Charles Yu, author of How To Live Safely in a Science Fictional Universe, is back with a short story collection entitled Sorry Please Thank You: Stories (Pantheon, $24.95). His smart and geeky stories are about relationships (as the title may suggest): they explore intimacy, heartbreak, relationships that just begin and relationships that fizzle out. They also touch on dissatisfaction with life, longing, and the search for self. Yu packs a lot of ideas into these short pieces, which makes it one of the most creative and thought-provoking collections you'll read this year.
Anne Applebaum’s Iron Curtain: The Crushing of Eastern Europe, 1944-1956 (Doubleday, $35) describes the origins of the Soviet Bloc, a now defunct geopolitical entity consisting of European states that fell under the control of the USSR after World War II. Focusing specifically on Hungary, Poland, and East Germany, Applebaum investigates wartime and post-war factors that made the establishment of the Soviet regime possible.
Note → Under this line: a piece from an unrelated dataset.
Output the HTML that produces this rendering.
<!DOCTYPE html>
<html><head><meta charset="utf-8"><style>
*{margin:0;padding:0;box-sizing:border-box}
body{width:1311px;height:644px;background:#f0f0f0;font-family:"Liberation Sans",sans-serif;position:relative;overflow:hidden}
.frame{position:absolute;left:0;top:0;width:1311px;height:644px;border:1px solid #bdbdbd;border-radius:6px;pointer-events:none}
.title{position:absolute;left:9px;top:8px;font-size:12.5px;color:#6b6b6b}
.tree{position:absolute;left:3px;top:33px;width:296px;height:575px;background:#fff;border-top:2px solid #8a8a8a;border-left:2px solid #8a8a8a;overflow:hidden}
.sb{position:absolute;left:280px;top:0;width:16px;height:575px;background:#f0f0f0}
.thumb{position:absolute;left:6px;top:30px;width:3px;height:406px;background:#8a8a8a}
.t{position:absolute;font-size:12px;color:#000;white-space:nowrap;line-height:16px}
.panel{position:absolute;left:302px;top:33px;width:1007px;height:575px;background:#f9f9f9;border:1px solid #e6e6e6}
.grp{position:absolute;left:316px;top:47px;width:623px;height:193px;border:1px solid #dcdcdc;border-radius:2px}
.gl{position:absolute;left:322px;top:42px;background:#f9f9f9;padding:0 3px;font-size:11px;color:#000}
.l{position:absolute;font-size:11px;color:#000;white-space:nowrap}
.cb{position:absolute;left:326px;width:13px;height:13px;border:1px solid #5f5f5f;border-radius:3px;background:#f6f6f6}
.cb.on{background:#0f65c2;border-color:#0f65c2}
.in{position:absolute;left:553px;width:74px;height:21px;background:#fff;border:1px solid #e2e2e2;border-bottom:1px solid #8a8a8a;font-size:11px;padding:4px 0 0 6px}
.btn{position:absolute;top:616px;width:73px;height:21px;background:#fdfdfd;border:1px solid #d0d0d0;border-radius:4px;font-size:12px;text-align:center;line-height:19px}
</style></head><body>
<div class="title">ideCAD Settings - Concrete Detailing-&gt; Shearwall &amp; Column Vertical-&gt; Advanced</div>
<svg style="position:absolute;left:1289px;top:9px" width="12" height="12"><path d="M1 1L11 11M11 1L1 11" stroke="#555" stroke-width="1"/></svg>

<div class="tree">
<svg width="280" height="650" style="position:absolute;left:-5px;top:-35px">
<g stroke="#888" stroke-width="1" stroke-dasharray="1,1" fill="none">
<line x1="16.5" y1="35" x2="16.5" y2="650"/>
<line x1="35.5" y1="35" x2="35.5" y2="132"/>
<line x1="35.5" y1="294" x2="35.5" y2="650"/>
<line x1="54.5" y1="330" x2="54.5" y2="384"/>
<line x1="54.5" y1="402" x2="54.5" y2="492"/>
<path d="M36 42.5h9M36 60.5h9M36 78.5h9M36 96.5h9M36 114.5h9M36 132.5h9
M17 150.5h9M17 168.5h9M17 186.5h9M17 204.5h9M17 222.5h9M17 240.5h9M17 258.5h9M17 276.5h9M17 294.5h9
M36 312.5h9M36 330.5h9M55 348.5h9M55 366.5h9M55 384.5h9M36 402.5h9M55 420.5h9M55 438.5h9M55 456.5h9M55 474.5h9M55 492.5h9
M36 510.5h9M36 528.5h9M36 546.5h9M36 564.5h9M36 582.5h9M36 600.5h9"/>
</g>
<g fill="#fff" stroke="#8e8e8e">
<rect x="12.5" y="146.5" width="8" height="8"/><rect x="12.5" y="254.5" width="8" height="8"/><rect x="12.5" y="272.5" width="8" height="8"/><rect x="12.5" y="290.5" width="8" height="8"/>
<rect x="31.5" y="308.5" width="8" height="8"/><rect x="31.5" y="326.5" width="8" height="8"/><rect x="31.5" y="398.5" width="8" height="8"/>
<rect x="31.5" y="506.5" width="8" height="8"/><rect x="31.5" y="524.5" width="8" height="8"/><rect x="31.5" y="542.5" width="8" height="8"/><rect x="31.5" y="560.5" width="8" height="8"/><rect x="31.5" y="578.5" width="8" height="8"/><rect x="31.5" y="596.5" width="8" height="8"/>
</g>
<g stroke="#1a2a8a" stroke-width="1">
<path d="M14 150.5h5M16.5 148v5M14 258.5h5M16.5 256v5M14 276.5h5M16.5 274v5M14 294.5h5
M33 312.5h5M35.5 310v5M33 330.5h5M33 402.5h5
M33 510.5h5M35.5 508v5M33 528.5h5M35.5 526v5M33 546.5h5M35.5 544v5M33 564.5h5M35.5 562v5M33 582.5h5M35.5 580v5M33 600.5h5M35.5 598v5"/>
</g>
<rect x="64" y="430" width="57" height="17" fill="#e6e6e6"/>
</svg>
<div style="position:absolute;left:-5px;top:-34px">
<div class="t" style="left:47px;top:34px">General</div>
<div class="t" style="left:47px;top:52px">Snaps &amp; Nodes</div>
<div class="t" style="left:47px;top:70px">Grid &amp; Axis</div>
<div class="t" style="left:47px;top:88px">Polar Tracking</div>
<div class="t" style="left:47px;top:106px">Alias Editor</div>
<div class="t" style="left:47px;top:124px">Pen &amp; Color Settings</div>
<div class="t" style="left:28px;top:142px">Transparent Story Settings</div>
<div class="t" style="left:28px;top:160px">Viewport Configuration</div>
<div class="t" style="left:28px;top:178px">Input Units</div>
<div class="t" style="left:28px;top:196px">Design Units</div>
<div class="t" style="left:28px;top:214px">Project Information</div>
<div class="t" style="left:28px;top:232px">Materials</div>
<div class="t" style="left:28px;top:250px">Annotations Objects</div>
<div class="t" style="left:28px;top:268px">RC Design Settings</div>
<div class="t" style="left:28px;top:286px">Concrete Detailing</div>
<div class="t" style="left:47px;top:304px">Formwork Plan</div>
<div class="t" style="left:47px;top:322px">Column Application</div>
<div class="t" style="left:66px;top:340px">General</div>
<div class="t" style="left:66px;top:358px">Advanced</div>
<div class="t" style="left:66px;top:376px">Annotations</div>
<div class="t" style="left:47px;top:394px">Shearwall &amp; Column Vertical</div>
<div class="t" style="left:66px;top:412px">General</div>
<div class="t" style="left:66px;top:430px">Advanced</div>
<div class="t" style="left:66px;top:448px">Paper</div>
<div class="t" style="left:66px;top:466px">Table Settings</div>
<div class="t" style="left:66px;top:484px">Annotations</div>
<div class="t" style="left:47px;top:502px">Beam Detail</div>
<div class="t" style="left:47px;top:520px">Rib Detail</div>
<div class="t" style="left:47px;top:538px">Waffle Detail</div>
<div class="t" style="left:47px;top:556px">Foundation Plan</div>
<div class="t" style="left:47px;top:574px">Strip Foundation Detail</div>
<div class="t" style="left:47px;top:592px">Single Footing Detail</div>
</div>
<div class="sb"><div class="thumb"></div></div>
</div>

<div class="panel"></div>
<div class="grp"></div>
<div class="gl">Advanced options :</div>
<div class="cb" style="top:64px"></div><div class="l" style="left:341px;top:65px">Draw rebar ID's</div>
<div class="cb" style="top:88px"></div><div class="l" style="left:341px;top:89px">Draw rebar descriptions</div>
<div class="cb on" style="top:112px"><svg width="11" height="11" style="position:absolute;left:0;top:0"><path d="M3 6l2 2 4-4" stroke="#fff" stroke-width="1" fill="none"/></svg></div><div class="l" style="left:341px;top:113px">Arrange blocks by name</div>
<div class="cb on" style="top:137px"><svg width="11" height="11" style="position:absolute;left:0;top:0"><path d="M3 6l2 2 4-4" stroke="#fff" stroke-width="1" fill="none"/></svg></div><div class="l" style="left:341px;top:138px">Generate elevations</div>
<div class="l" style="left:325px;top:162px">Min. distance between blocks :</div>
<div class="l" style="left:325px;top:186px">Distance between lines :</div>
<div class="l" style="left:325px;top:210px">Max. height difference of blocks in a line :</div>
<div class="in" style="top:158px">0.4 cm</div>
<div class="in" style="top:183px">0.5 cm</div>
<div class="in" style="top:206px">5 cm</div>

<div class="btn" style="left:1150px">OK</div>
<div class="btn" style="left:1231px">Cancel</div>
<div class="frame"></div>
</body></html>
She draws on newly opened East European archives, interviews, and personal accounts translated for the first time. This fantastic study of a “totalitarian mindset, Soviet priorities and Soviet thinking” should be required reading for any Soviet- or 20th-centuryhistory buff.
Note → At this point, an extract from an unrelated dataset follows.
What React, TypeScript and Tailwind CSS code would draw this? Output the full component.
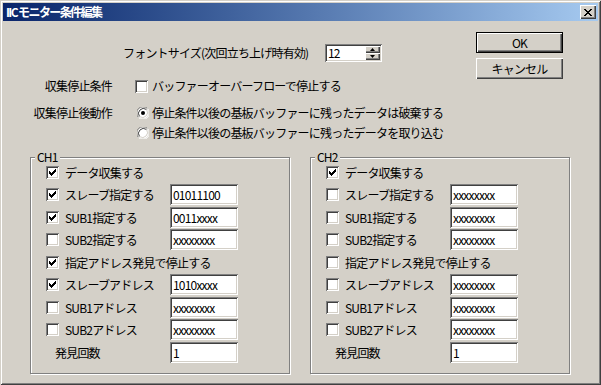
const sunken =
  'shadow-[inset_1px_1px_#808080,inset_-1px_-1px_#ffffff,inset_2px_2px_#404040,inset_-2px_-2px_#d4d0c8]';
const raised =
  'shadow-[inset_1px_1px_#ffffff,inset_-1px_-1px_#404040,inset_-2px_-2px_#808080]';

function Check({ checked }: { checked?: boolean }) {
  return (
    <span className={`w-[13px] h-[13px] bg-white flex items-center justify-center shrink-0 ${sunken}`}>
      {checked && (
        <svg width="7" height="7" viewBox="0 0 7 7" shapeRendering="crispEdges">
          <path d="M6 0h1v3h-1zM5 1h1v3h-1zM4 2h1v3h-1zM3 3h1v3h-1zM2 4h1v3h-1zM1 3h1v3h-1zM0 2h1v3h-1z" fill="#000" />
        </svg>
      )}
    </span>
  );
}

function Radio({ checked }: { checked?: boolean }) {
  return (
    <svg width="12" height="12" viewBox="0 0 12 12" className="shrink-0 ml-[2px]">
      <circle cx="6" cy="6" r="5.5" fill="#ffffff" />
      <path d="M1.5 10.5 A6 6 0 0 1 10.5 1.5" stroke="#808080" strokeWidth="1" fill="none" />
      <path d="M2.5 9.5 A5 5 0 0 1 9.5 2.5" stroke="#404040" strokeWidth="1" fill="none" />
      <path d="M10.5 1.5 A6 6 0 0 1 1.5 10.5" stroke="#ffffff" strokeWidth="1" fill="none" />
      <path d="M9.5 2.5 A5 5 0 0 1 2.5 9.5" stroke="#d4d0c8" strokeWidth="1" fill="none" />
      {checked && <circle cx="6" cy="6" r="2" fill="#000" />}
    </svg>
  );
}

function Field({ value }: { value: string }) {
  return (
    <div className={`w-[68px] h-[21px] bg-white pl-[3px] pt-[4px] leading-[13px] ${sunken}`}>{value}</div>
  );
}

function Button({ label, def }: { label: string; def?: boolean }) {
  return (
    <div className={`h-[21px] flex items-center justify-center ${def ? 'border border-black' : ''}`}>
      <div className={`w-full h-full flex items-center justify-center ${raised}`}>{label}</div>
    </div>
  );
}

type Row = { label: string; checked?: boolean; value?: string; plain?: boolean };

function Group({ title, rows }: { title: string; rows: Row[] }) {
  return (
    <div className="relative w-[260px] h-[217px] border border-[#808080] shadow-[inset_1px_1px_#ffffff,1px_1px_#ffffff] pt-[4px] pl-[15px]">
      <span className="absolute top-[-8px] left-[4px] px-[2px] bg-[#d4d0c8] leading-[14px]">{title}</span>
      {rows.map((r, i) => (
        <div key={i} className={`flex items-start ${i % 2 === 0 ? 'h-[22px]' : 'h-[23px]'}`}>
          <div className={`h-[21px] flex items-center whitespace-nowrap ${r.value !== undefined ? 'w-[124px]' : ''}`}>
            {r.plain ? (
              <span className="pl-[9px]">{r.label}</span>
            ) : (
              <>
                <Check checked={r.checked} />
                <span className="ml-[6px]">{r.label}</span>
              </>
            )}
          </div>
          {r.value !== undefined && <Field value={r.value} />}
        </div>
      ))}
    </div>
  );
}

const ch1: Row[] = [
  { label: 'データ収集する', checked: true },
  { label: 'スレーブ指定する', checked: true, value: '01011100' },
  { label: 'SUB1指定する', checked: true, value: '0011xxxx' },
  { label: 'SUB2指定する', value: 'xxxxxxxx' },
  { label: '指定アドレス発見で停止する', checked: true },
  { label: 'スレーブアドレス', checked: true, value: '1010xxxx' },
  { label: 'SUB1アドレス', value: 'xxxxxxxx' },
  { label: 'SUB2アドレス', value: 'xxxxxxxx' },
  { label: '発見回数', plain: true, value: '1' },
];

const ch2: Row[] = [
  { label: 'データ収集する', checked: true },
  { label: 'スレーブ指定する', value: 'xxxxxxxx' },
  { label: 'SUB1指定する', value: 'xxxxxxxx' },
  { label: 'SUB2指定する', value: 'xxxxxxxx' },
  { label: '指定アドレス発見で停止する' },
  { label: 'スレーブアドレス', value: 'xxxxxxxx' },
  { label: 'SUB1アドレス', value: 'xxxxxxxx' },
  { label: 'SUB2アドレス', value: 'xxxxxxxx' },
  { label: '発見回数', plain: true, value: '1' },
];

export default function App() {
  return (
    <div className="w-[601px] h-[385px] bg-[#d4d0c8] p-[3px] flex flex-col text-black text-[12px] leading-[14px] tracking-[-0.8px] font-['Noto_Sans_CJK_JP','Noto_Sans_CJK_SC',sans-serif] shadow-[inset_1px_1px_#d4d0c8,inset_-1px_-1px_#404040,inset_2px_2px_#ffffff,inset_-2px_-2px_#808080]">
      {/* title bar */}
      <div className="h-[18px] bg-linear-to-r from-[#0a246a] to-[#a6caf0] flex items-center pl-[3px] pr-[2px]">
        <span className="text-white font-bold tracking-[-1.6px]">IIC モニター条件編集</span>
        <div className={`ml-auto w-[16px] h-[14px] bg-[#d4d0c8] flex items-center justify-center ${raised}`}>
          <svg width="8" height="7" viewBox="0 0 8 7" shapeRendering="crispEdges">
            <path d="M0 0h2v1h-2zM6 0h2v1h-2zM1 1h2v1h-2zM5 1h2v1h-2zM2 2h4v1h-4zM3 3h2v1h-2zM2 4h4v1h-4zM1 5h2v1h-2zM5 5h2v1h-2zM0 6h2v1h-2zM6 6h2v1h-2z" fill="#000" />
          </svg>
        </div>
      </div>

      {/* top settings + buttons */}
      <div className="flex items-start">
        <div className="flex-1 flex flex-col">
          <div className="mt-[23px] h-[18px] flex items-center pl-[120px]">
            <span className="w-[202px]">フォントサイズ(次回立ち上げ時有効)</span>
            <div className={`w-[57px] h-[18px] bg-white flex p-[2px] ${sunken}`}>
              <span className="flex-1 pl-[1px] leading-[14px]">12</span>
              <div className="w-[15px] flex flex-col">
                <div className={`h-[7px] bg-[#d4d0c8] flex items-center justify-center ${raised}`}>
                  <svg width="5" height="3" viewBox="0 0 5 3"><path d="M2.5 0L5 3H0z" fill="#000" /></svg>
                </div>
                <div className={`h-[7px] bg-[#d4d0c8] flex items-center justify-center ${raised}`}>
                  <svg width="5" height="3" viewBox="0 0 5 3"><path d="M0 0h5L2.5 3z" fill="#000" /></svg>
                </div>
              </div>
            </div>
          </div>

          <div className="mt-[14px] h-[20px] flex items-center">
            <span className="w-[109px] text-right">収集停止条件</span>
            <span className="ml-[23px] w-[17px] flex"><Check /></span>
            <span>バッファーオーバーフローで停止する</span>
          </div>
          <div className="mt-[7px] h-[20px] flex items-center">
            <span className="w-[109px] text-right">収集停止後動作</span>
            <span className="ml-[23px] w-[17px] flex"><Radio checked /></span>
            <span>停止条件以後の基板バッファーに残ったデータは破棄する</span>
          </div>
          <div className="h-[20px] flex items-center">
            <span className="w-[109px]" />
            <span className="ml-[23px] w-[17px] flex"><Radio /></span>
            <span>停止条件以後の基板バッファーに残ったデータを取り込む</span>
          </div>
        </div>

        <div className="w-[87px] mt-[11px] mr-[35px] flex flex-col gap-[5px]">
          <Button label="OK" def />
          <Button label="キャンセル" />
        </div>
      </div>

      {/* channel groups */}
      <div className="mt-[14px] pl-[27px] flex gap-[20px]">
        <Group title="CH1" rows={ch1} />
        <Group title="CH2" rows={ch2} />
      </div>
    </div>
  );
}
In his new book Spillover: Animal Infections and the Next Human Pandemic (W.W. Norton, $28.95), the veteran science and nature writer David Quammen explores the origins of zoonotic diseases, i.e., infections that jump from animals to humans, such as Ebola, AIDS, SARS, and others. His investigation into the origins of these diseases evokes a peculiar and chilling epidemiological landscape. Quammen goes out into the field and visits places like Bangladesh, Gabon, Australia, and China to talk to scientists, researchers, and survivors of these new maladies. He speculates about the source of the next big pandemic and whether we can predict, let alone prevent, its emergence. This is a masterfully done piece of scientific writing that’s as informative as it is unsettling.